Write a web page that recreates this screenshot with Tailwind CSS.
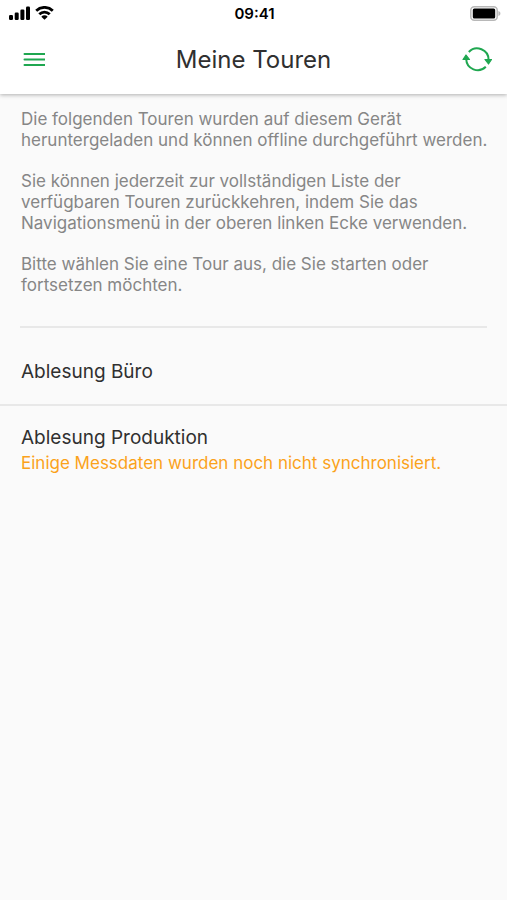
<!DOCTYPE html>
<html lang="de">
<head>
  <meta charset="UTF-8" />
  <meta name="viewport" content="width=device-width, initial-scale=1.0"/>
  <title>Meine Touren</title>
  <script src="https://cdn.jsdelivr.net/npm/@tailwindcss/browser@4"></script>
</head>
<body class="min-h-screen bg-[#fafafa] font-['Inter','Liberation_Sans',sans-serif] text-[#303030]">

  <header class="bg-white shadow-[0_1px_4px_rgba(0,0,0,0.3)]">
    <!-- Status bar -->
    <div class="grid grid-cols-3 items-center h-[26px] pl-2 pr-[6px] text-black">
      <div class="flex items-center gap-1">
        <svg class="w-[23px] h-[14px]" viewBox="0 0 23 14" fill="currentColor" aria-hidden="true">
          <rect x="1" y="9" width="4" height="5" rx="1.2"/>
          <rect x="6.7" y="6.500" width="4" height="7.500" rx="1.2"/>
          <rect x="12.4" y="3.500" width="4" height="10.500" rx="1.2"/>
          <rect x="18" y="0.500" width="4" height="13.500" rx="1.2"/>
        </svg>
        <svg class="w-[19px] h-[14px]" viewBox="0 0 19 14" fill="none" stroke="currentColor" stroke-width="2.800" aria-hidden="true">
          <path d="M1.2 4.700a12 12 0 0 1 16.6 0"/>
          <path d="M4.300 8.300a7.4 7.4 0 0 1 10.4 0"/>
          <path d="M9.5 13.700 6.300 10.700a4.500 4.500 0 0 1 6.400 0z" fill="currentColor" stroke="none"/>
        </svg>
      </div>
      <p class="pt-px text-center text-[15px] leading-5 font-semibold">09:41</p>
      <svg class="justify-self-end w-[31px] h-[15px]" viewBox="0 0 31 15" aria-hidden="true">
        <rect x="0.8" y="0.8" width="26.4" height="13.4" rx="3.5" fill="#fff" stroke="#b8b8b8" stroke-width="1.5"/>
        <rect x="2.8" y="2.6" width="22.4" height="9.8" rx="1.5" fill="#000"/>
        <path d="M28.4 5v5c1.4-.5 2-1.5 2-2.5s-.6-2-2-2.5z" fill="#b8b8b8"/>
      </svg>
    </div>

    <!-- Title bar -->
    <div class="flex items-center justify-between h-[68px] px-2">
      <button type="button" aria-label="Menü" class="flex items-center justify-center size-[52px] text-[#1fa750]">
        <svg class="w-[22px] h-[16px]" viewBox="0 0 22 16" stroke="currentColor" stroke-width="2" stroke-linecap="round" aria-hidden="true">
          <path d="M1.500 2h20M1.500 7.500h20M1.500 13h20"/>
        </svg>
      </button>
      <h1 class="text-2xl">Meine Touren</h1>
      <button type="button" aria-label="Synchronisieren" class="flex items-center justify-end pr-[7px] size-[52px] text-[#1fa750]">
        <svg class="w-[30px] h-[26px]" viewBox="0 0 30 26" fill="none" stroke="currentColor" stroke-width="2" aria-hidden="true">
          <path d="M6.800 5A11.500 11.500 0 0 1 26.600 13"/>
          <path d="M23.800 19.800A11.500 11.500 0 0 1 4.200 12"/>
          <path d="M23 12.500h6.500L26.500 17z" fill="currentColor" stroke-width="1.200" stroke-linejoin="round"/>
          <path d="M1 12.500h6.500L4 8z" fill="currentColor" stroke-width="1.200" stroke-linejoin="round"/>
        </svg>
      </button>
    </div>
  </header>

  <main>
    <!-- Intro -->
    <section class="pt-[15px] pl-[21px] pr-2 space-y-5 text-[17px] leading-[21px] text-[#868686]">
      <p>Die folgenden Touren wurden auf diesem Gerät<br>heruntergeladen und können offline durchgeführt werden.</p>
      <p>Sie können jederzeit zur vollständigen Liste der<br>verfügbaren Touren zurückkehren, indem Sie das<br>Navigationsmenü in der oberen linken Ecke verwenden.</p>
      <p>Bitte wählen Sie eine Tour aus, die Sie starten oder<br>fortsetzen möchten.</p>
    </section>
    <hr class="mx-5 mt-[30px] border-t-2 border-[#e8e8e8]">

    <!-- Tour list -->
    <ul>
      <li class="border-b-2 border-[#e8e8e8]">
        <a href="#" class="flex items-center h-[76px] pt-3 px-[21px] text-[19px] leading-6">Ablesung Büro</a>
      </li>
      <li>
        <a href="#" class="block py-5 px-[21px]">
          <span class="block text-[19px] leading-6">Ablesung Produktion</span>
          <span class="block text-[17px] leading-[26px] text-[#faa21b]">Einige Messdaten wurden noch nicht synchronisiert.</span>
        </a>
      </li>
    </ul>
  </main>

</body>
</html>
==========
» STATED TASK: Output the data exactly. Pictures don't belong in the result.

» EXERCISE SOLUTION:
Write a web page that recreates this screenshot with Tailwind CSS.
<!DOCTYPE html>
<html lang="de">
<head>
  <meta charset="UTF-8" />
  <meta name="viewport" content="width=device-width, initial-scale=1.0"/>
  <title>Meine Touren</title>
  <script src="https://cdn.jsdelivr.net/npm/@tailwindcss/browser@4"></script>
</head>
<body class="min-h-screen bg-[#fafafa] font-['Inter','Liberation_Sans',sans-serif] text-[#303030]">

  <header class="bg-white shadow-[0_1px_4px_rgba(0,0,0,0.3)]">
    <!-- Status bar -->
    <div class="grid grid-cols-3 items-center h-[26px] pl-2 pr-[6px] text-black">
      <div class="flex items-center gap-1">
        <svg class="w-[23px] h-[14px]" viewBox="0 0 23 14" fill="currentColor" aria-hidden="true">
          <rect x="1" y="9" width="4" height="5" rx="1.2"/>
          <rect x="6.7" y="6.500" width="4" height="7.500" rx="1.2"/>
          <rect x="12.4" y="3.500" width="4" height="10.500" rx="1.2"/>
          <rect x="18" y="0.500" width="4" height="13.500" rx="1.2"/>
        </svg>
        <svg class="w-[19px] h-[14px]" viewBox="0 0 19 14" fill="none" stroke="currentColor" stroke-width="2.800" aria-hidden="true">
          <path d="M1.2 4.700a12 12 0 0 1 16.6 0"/>
          <path d="M4.300 8.300a7.4 7.4 0 0 1 10.4 0"/>
          <path d="M9.5 13.700 6.300 10.700a4.500 4.500 0 0 1 6.400 0z" fill="currentColor" stroke="none"/>
        </svg>
      </div>
      <p class="pt-px text-center text-[15px] leading-5 font-semibold">09:41</p>
      <svg class="justify-self-end w-[31px] h-[15px]" viewBox="0 0 31 15" aria-hidden="true">
        <rect x="0.8" y="0.8" width="26.4" height="13.4" rx="3.5" fill="#fff" stroke="#b8b8b8" stroke-width="1.5"/>
        <rect x="2.8" y="2.6" width="22.4" height="9.8" rx="1.5" fill="#000"/>
        <path d="M28.4 5v5c1.4-.5 2-1.5 2-2.5s-.6-2-2-2.5z" fill="#b8b8b8"/>
      </svg>
    </div>

    <!-- Title bar -->
    <div class="flex items-center justify-between h-[68px] px-2">
      <button type="button" aria-label="Menü" class="flex items-center justify-center size-[52px] text-[#1fa750]">
        <svg class="w-[22px] h-[16px]" viewBox="0 0 22 16" stroke="currentColor" stroke-width="2" stroke-linecap="round" aria-hidden="true">
          <path d="M1.500 2h20M1.500 7.500h20M1.500 13h20"/>
        </svg>
      </button>
      <h1 class="text-2xl">Meine Touren</h1>
      <button type="button" aria-label="Synchronisieren" class="flex items-center justify-end pr-[7px] size-[52px] text-[#1fa750]">
        <svg class="w-[30px] h-[26px]" viewBox="0 0 30 26" fill="none" stroke="currentColor" stroke-width="2" aria-hidden="true">
          <path d="M6.800 5A11.500 11.500 0 0 1 26.600 13"/>
          <path d="M23.800 19.800A11.500 11.500 0 0 1 4.200 12"/>
          <path d="M23 12.500h6.500L26.500 17z" fill="currentColor" stroke-width="1.200" stroke-linejoin="round"/>
          <path d="M1 12.500h6.500L4 8z" fill="currentColor" stroke-width="1.200" stroke-linejoin="round"/>
        </svg>
      </button>
    </div>
  </header>

  <main>
    <!-- Intro -->
    <section class="pt-[15px] pl-[21px] pr-2 space-y-5 text-[17px] leading-[21px] text-[#868686]">
      <p>Die folgenden Touren wurden auf diesem Gerät<br>heruntergeladen und können offline durchgeführt werden.</p>
      <p>Sie können jederzeit zur vollständigen Liste der<br>verfügbaren Touren zurückkehren, indem Sie das<br>Navigationsmenü in der oberen linken Ecke verwenden.</p>
      <p>Bitte wählen Sie eine Tour aus, die Sie starten oder<br>fortsetzen möchten.</p>
    </section>
    <hr class="mx-5 mt-[30px] border-t-2 border-[#e8e8e8]">

    <!-- Tour list -->
    <ul>
      <li class="border-b-2 border-[#e8e8e8]">
        <a href="#" class="flex items-center h-[76px] pt-3 px-[21px] text-[19px] leading-6">Ablesung Büro</a>
      </li>
      <li>
        <a href="#" class="block py-5 px-[21px]">
          <span class="block text-[19px] leading-6">Ablesung Produktion</span>
          <span class="block text-[17px] leading-[26px] text-[#faa21b]">Einige Messdaten wurden noch nicht synchronisiert.</span>
        </a>
      </li>
    </ul>
  </main>

</body>
</html>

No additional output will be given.